Another subject of the invention is the use of a rubber composition according to the invention for the manufacture of rubber articles, in particular tires or semi-finished rubber products intended for such tires, these semi-finished articles being selected in particular from among the group comprising treads, underlayers intended for example to be positioned beneath these treads, crown plies, sidewalls, carcass plies, beads, protectors, inner tubes and airtight internal rubbers for tubeless tires.
The composition according to the invention is particularly suited to the manufacture of treads for tires intended to be fitted on passenger vehicles, vans, 4×4 vehicles (having 4 driving wheels), two-wheeled vehicles, “heavy vehicles” (that is to say subway trains, buses, road transport machinery (lorries, tractors, trailers), off-road vehicles), aircraft, construction, agricultural or handling machinery, these treads being able to be used in the manufacture of new tires or for recapping worn tires.

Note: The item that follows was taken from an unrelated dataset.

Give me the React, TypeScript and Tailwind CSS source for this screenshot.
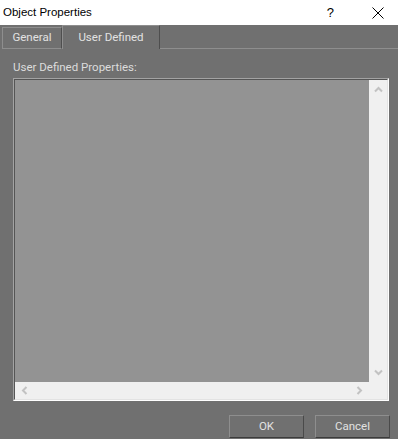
import React from "react";

const Chevron = ({ dir }: { dir: "up" | "down" | "left" | "right" }) => {
  const rot = { up: 0, right: 90, down: 180, left: 270 }[dir];
  return (
    <svg width="9" height="9" viewBox="0 0 9 9" style={{ transform: `rotate(${rot}deg)` }}>
      <path d="M1 6.5 L4.5 3 L8 6.5" fill="none" stroke="#c2c2c2" strokeWidth="2" />
    </svg>
  );
};

export default function App() {
  return (
    <div className="w-[398px] h-[439px] bg-[#707070] flex flex-col overflow-hidden font-['Roboto',Arial,sans-serif] text-[11.5px]">
      {/* Title bar */}
      <div className="h-[25px] bg-white flex items-center shrink-0 font-['Liberation_Sans',Arial,sans-serif]">
        <span className="pl-[3px] text-black text-[11.5px] leading-none">Object Properties</span>
        <div className="flex-1" />
        <span className="text-black text-[13px] leading-none mr-[38px]">?</span>
        <svg width="12" height="12" viewBox="0 0 12 12" className="mr-[14px]">
          <path d="M0.5 0.5 L11.5 11.5 M11.5 0.5 L0.5 11.5" stroke="#000" strokeWidth="1" />
        </svg>
      </div>
      {/* Tabs */}
      <div className="h-[24px] flex items-end shrink-0 pl-[2px]">
        <div className="w-[60px] h-[22px] border-l border-t border-r border-b border-l-[#8e8e8e] border-t-[#8e8e8e] border-r-[#4e4e4e] border-b-[#8e8e8e] flex items-center justify-center text-[#e2e2e2]">
          General
        </div>
        <div className="w-[98px] h-[24px] border-l border-t border-r border-l-[#8e8e8e] border-t-[#8e8e8e] border-r-[#4e4e4e] flex items-center justify-center text-[#e2e2e2] pt-[1px]">
          User Defined
        </div>
        <div className="flex-1 h-[24px] border-b border-b-[#8e8e8e]" />
      </div>
      {/* Body */}
      <div className="flex flex-col px-[13px] pt-[11px]">
        <div className="text-[#dcdcdc] leading-[14px] mb-[4px]">User Defined Properties:</div>
        <div className="w-[376px] h-[323px] border border-t-[#a3a3a3] border-l-[#a3a3a3] border-r-white border-b-white">
          <div className="w-full h-full border border-t-[#555555] border-l-[#555555] border-r-[#e3e3e3] border-b-[#e3e3e3] grid grid-cols-[1fr_18px] grid-rows-[1fr_17px]">
            <div className="bg-[#939393]" />
            <div className="bg-[#f0f0f0] flex flex-col items-center justify-between py-[5px]">
              <Chevron dir="up" />
              <Chevron dir="down" />
            </div>
            <div className="bg-[#f0f0f0] flex items-center justify-between px-[5px]">
              <Chevron dir="left" />
              <Chevron dir="right" />
            </div>
            <div className="bg-[#f0f0f0]" />
          </div>
        </div>
      </div>
      {/* Buttons */}
      <div className="flex justify-end gap-[11px] pr-[8px] mt-[14px]">
        <div className="w-[75px] h-[23px] border border-t-[#8e8e8e] border-l-[#8e8e8e] border-r-[#4a4a4a] border-b-[#3c3c3c] flex items-center justify-center text-[#e2e2e2]">
          OK
        </div>
        <div className="w-[75px] h-[23px] border border-t-[#8e8e8e] border-l-[#8e8e8e] border-r-[#4a4a4a] border-b-[#3c3c3c] flex items-center justify-center text-[#e2e2e2]">
          Cancel
        </div>
      </div>
    </div>
  );
}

The subject of the invention is also these tires and these semi-finished rubber products themselves, in particular these treads, when they comprise a rubber composition according to the invention.
Another subject of the invention is the use, as reinforcing filler, of a reinforcing silicon carbide as defined above in a diene rubber composition.
Finally, another subject of the invention is a process for reinforcing a diene rubber composition, characterized in that a reinforcing silicon carbide as defined above is incorporated in this composition in the uncured state by thermomechanical kneading.